## Exercise objective
Print, word for word, the opening line of the data below and every line after it through the line that contains "FaFacebook, FaInstagram, FaRegCopyright", but not the pictures.

## Data lines
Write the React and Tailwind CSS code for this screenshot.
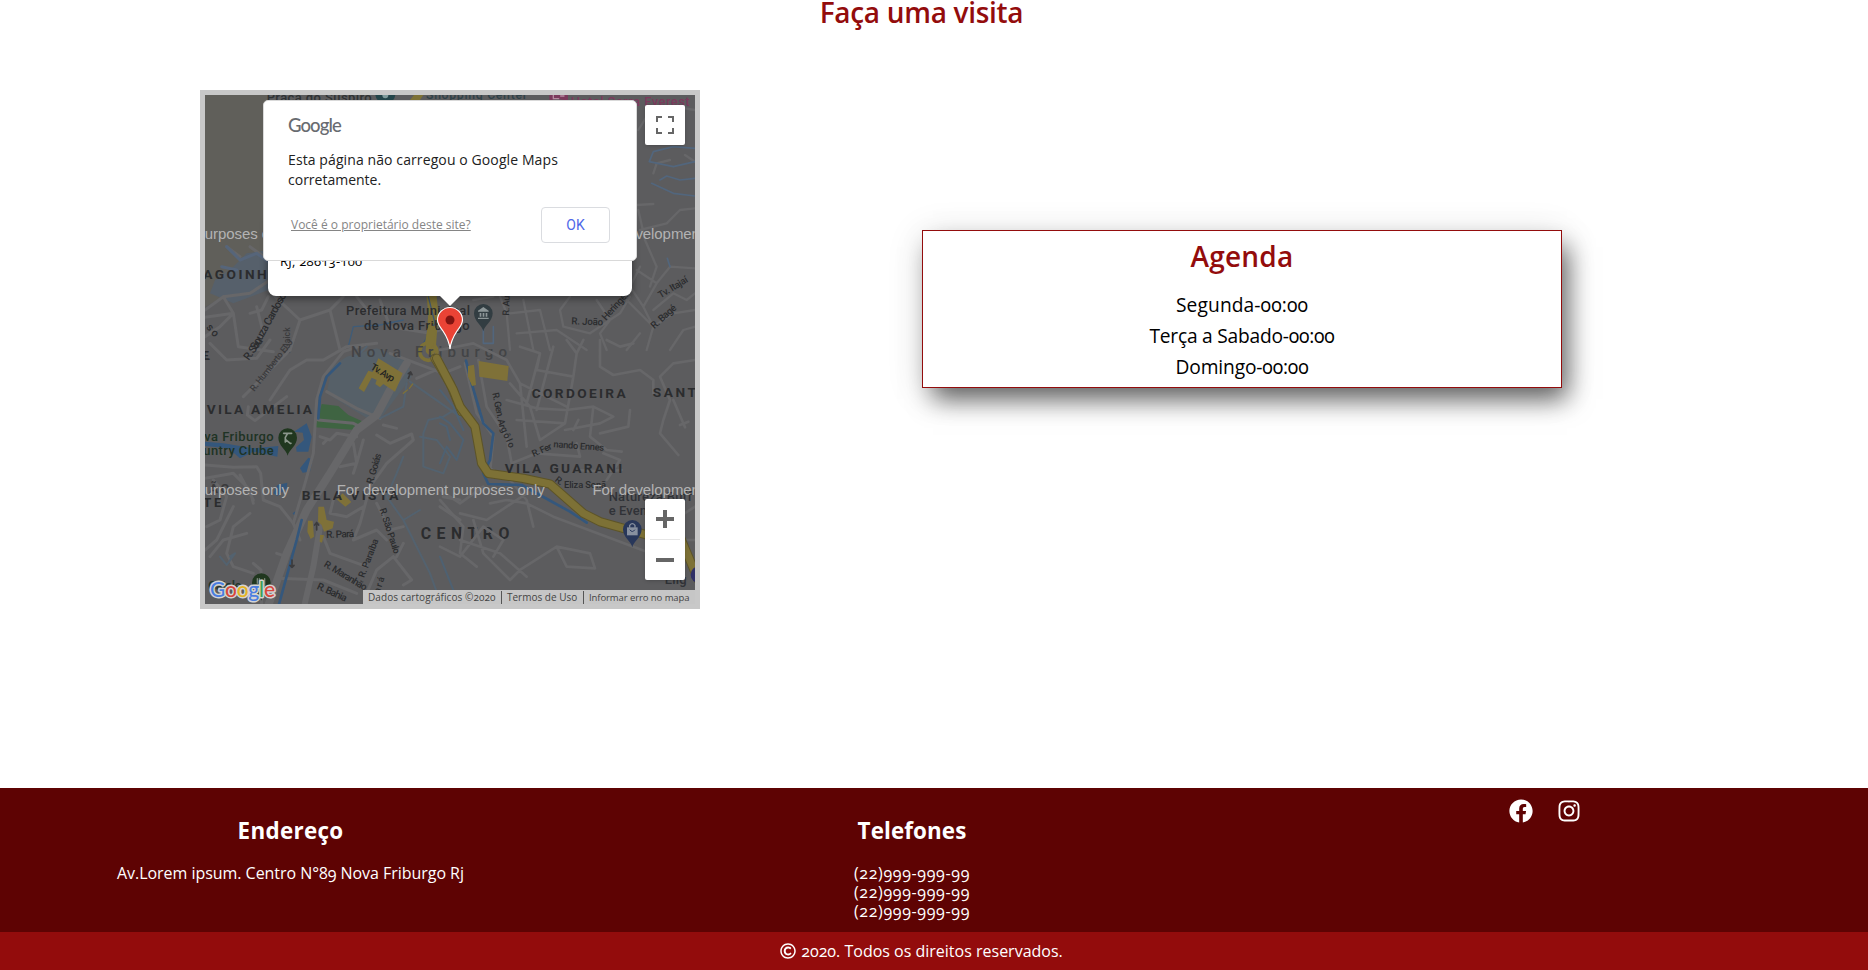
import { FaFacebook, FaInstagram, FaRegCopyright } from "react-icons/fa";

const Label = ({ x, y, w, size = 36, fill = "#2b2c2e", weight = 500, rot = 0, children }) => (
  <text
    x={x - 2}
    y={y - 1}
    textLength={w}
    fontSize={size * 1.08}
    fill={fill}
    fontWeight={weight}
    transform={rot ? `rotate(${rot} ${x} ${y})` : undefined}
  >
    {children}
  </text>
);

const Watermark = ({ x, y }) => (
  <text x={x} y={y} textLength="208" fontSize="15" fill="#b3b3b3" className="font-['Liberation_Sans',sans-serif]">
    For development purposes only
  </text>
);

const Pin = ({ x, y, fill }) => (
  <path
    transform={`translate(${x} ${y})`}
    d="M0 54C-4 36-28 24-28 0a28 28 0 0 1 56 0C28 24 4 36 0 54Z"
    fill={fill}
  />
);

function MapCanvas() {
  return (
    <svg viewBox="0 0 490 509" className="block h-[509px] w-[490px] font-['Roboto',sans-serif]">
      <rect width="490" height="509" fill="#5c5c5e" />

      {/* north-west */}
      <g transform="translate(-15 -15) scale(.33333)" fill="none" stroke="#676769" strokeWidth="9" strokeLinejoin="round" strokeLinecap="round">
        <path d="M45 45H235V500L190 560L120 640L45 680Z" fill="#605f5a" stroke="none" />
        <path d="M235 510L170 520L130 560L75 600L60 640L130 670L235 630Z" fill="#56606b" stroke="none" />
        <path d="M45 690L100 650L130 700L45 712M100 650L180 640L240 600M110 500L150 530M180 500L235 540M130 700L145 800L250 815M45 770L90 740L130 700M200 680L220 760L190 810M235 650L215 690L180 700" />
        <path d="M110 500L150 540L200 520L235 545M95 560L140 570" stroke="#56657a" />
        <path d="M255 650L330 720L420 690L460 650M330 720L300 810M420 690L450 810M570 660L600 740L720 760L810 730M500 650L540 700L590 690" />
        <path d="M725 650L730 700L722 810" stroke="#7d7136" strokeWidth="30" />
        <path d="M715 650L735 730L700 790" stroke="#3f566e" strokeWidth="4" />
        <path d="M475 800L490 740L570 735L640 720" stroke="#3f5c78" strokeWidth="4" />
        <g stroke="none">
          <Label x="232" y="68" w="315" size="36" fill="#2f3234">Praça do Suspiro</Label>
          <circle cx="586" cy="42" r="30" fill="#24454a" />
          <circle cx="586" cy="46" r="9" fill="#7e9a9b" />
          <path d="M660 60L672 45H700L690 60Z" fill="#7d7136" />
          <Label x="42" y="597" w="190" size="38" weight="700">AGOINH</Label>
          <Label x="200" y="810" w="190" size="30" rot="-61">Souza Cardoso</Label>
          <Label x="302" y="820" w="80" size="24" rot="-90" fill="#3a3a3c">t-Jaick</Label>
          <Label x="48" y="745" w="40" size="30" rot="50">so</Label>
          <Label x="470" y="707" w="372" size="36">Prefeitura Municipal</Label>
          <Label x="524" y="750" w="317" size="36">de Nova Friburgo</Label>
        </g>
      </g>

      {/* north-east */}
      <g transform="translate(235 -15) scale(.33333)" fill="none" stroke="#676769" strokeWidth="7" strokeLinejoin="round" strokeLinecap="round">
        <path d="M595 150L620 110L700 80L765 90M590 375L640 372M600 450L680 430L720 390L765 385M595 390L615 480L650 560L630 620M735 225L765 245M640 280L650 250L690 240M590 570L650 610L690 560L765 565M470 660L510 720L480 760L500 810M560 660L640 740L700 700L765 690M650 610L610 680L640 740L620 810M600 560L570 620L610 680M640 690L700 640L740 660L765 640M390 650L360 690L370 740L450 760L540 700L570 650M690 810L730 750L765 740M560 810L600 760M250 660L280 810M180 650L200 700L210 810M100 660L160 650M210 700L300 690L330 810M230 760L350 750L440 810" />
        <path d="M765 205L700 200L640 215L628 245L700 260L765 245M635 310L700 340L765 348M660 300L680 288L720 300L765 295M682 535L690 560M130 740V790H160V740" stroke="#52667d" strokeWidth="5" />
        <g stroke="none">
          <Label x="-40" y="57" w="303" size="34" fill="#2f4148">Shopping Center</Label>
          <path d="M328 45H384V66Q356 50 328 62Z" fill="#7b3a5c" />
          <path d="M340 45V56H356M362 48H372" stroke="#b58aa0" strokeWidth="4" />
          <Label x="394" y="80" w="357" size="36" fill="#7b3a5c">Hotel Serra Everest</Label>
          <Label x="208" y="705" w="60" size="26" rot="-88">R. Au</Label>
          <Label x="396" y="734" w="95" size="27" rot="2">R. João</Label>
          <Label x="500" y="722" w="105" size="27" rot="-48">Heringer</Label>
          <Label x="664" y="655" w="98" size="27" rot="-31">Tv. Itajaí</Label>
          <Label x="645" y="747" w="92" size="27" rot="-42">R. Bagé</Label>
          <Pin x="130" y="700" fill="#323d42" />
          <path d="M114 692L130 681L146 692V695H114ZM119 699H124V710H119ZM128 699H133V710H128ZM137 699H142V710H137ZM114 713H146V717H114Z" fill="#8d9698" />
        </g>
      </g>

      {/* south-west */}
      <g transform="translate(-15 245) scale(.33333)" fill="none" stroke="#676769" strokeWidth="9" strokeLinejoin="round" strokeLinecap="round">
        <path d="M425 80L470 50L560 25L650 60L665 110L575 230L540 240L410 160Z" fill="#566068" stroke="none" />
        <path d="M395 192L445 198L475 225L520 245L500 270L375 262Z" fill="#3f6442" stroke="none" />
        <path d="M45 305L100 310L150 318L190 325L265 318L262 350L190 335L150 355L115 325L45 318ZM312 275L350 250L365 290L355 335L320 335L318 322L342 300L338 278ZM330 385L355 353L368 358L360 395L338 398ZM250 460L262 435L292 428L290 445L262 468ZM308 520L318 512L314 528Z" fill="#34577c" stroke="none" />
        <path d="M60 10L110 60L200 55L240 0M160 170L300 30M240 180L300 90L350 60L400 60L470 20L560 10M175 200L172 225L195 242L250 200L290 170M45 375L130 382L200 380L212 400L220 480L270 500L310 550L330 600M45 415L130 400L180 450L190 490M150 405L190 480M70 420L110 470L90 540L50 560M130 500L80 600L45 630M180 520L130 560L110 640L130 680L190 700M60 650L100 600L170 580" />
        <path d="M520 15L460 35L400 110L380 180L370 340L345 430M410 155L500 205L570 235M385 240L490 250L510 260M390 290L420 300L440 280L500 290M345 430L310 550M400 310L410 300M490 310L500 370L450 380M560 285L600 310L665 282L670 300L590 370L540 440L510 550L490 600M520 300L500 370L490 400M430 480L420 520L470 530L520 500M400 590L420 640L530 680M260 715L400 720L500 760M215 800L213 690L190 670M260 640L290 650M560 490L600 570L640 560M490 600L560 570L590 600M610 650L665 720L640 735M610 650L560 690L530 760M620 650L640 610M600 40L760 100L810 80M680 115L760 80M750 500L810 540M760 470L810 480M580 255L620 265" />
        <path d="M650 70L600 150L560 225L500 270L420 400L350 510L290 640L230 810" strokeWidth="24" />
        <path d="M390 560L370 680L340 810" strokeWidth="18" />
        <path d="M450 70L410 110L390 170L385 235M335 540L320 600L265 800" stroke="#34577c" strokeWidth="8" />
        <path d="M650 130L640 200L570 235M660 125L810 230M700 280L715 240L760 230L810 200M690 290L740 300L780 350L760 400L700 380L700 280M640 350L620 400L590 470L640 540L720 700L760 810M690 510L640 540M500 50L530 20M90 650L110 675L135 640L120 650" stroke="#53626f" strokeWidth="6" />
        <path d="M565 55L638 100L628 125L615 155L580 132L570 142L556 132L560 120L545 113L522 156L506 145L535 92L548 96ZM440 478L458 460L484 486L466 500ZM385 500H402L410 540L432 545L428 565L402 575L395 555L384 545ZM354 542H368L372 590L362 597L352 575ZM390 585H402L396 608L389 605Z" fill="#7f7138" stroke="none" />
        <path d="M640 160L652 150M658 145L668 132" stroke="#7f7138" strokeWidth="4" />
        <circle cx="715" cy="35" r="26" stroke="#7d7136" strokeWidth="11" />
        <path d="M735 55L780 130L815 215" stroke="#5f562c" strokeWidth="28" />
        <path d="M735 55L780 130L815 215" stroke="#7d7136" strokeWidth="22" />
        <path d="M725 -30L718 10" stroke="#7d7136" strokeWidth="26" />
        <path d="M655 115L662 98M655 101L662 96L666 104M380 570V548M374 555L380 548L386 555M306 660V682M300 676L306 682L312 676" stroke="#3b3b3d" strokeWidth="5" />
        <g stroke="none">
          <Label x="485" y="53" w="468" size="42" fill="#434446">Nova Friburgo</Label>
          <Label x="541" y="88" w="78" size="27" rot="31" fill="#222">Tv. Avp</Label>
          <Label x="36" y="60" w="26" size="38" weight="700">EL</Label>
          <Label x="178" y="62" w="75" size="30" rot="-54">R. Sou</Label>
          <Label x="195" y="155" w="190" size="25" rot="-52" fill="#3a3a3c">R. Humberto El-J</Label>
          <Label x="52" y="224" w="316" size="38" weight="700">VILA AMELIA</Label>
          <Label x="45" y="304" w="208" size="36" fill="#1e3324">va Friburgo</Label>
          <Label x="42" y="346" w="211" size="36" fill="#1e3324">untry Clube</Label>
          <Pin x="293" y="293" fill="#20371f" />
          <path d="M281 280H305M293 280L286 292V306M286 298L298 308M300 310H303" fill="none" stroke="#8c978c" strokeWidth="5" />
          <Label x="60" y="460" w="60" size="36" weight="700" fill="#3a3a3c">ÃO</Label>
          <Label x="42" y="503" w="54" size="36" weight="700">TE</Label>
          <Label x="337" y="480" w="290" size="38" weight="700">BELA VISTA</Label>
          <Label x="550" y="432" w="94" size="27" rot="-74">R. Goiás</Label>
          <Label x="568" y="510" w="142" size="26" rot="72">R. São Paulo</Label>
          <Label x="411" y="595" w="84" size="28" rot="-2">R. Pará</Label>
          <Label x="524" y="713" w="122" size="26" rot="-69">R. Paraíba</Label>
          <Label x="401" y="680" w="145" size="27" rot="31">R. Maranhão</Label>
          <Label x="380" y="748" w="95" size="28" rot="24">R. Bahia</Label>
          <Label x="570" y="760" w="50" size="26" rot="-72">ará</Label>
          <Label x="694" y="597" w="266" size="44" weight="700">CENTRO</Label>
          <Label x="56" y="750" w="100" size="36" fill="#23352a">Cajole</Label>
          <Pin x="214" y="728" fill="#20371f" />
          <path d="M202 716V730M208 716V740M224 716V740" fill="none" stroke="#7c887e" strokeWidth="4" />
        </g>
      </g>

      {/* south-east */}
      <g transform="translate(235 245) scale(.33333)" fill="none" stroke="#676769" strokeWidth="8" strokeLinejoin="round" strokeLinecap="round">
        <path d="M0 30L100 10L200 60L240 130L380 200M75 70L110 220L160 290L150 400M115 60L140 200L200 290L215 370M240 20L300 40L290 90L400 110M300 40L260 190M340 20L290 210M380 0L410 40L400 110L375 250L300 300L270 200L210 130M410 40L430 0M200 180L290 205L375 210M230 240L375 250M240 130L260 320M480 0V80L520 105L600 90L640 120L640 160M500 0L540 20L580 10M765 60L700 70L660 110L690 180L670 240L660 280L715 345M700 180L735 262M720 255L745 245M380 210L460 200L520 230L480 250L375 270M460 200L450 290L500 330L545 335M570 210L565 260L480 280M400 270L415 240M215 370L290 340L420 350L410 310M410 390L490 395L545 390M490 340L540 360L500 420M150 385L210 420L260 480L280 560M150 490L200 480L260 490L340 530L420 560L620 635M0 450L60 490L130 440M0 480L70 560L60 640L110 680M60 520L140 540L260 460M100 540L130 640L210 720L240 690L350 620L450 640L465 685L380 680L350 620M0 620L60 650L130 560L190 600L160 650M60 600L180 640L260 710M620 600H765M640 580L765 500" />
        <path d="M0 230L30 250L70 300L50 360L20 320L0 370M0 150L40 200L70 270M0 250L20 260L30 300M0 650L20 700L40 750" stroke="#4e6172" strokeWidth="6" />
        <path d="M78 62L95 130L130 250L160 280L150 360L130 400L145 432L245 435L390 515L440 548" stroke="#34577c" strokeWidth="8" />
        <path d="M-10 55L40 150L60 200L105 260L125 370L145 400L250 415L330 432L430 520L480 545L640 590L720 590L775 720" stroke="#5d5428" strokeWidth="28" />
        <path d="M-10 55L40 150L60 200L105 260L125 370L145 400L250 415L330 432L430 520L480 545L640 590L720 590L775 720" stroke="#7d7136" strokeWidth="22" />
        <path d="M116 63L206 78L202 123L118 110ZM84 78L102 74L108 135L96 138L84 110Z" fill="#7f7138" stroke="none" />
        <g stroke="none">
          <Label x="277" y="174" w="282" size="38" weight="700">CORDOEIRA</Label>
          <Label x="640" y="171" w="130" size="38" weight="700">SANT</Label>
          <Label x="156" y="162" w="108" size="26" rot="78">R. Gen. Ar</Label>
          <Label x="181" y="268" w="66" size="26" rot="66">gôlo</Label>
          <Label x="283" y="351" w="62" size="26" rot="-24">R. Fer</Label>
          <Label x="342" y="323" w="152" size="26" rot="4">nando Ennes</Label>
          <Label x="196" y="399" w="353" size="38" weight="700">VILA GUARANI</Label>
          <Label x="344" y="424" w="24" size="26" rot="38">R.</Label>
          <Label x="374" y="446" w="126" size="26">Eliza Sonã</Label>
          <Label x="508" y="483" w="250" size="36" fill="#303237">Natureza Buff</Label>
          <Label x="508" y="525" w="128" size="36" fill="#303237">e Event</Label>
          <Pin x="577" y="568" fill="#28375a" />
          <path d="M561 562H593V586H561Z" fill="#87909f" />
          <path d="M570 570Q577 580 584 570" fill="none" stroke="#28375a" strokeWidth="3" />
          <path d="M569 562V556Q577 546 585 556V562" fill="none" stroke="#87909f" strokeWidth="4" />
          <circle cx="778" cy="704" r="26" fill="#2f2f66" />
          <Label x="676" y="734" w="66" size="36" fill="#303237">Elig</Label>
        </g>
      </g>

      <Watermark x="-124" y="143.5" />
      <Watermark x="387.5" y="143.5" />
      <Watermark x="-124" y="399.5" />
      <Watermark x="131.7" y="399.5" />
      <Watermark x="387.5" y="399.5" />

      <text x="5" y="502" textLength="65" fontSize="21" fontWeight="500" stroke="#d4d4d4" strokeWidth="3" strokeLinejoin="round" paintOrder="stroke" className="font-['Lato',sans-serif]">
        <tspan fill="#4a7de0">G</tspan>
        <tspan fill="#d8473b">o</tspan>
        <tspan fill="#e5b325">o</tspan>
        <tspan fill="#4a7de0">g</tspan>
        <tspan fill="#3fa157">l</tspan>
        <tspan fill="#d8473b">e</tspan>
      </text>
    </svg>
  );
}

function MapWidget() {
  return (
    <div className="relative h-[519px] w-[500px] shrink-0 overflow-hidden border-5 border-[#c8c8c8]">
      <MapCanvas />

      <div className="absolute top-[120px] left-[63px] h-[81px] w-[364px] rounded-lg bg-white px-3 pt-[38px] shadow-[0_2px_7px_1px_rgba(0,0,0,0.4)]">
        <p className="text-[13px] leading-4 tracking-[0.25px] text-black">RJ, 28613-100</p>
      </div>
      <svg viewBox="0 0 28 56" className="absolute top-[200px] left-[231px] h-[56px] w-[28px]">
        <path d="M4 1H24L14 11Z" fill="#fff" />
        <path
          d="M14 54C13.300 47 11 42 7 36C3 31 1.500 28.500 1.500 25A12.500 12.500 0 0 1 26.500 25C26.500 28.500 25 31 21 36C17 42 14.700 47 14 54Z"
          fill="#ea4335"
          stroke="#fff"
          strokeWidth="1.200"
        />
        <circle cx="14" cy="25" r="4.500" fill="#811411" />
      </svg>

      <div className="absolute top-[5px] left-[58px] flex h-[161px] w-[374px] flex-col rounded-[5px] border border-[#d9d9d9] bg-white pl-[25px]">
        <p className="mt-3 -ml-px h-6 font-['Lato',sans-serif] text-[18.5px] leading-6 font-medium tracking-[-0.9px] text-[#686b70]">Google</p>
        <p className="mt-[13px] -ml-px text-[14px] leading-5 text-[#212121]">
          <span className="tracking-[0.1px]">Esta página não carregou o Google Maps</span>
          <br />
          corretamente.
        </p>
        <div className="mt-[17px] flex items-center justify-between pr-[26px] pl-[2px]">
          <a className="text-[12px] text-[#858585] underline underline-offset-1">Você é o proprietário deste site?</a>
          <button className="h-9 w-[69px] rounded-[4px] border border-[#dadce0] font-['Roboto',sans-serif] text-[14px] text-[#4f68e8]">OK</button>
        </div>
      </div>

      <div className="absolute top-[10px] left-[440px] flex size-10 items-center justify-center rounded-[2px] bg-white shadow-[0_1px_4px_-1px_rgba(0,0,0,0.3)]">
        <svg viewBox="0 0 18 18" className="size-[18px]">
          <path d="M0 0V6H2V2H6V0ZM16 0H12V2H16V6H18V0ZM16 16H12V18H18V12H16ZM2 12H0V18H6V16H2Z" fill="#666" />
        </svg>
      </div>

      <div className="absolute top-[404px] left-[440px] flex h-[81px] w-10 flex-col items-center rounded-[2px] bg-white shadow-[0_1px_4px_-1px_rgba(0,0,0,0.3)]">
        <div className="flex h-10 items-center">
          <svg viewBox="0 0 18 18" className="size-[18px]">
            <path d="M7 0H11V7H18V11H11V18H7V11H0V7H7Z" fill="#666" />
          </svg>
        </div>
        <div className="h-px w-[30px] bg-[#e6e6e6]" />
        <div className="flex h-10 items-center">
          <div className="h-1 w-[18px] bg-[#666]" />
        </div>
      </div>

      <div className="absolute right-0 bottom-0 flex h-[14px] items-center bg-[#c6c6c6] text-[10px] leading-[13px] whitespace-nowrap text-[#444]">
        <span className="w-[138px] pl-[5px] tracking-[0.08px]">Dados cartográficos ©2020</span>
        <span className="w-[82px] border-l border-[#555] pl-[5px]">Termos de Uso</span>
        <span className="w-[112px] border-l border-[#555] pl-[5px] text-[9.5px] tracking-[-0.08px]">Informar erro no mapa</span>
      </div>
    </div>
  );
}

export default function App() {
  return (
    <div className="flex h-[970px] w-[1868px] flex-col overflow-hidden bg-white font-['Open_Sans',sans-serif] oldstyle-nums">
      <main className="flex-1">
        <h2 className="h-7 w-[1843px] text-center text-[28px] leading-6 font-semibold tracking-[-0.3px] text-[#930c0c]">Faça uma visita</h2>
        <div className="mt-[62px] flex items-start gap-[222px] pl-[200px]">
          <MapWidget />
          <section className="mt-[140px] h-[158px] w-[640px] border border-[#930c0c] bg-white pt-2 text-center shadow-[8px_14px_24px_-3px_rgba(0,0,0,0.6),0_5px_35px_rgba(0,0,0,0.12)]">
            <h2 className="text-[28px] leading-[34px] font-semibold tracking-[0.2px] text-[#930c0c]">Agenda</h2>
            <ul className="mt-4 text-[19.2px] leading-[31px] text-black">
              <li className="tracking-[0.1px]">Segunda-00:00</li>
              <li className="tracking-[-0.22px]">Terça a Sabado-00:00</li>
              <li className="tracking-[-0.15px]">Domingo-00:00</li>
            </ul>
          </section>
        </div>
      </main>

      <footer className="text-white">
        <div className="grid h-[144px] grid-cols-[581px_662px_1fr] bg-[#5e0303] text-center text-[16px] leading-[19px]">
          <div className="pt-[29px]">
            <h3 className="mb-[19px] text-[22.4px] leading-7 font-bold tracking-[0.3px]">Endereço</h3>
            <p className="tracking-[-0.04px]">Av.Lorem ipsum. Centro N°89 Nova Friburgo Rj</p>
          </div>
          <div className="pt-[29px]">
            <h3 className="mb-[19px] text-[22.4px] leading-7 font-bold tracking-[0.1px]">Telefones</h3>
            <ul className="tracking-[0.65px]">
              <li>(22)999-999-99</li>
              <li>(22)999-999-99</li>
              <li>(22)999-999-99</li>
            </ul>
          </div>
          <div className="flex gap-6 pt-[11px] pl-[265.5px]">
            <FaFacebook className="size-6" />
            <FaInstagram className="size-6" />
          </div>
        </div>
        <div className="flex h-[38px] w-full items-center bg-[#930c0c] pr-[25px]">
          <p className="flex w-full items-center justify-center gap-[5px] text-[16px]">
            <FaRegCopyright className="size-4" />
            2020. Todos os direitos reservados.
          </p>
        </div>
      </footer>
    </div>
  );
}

## The result
Write the React and Tailwind CSS code for this screenshot.
import { FaFacebook, FaInstagram, FaRegCopyright } from "react-icons/fa";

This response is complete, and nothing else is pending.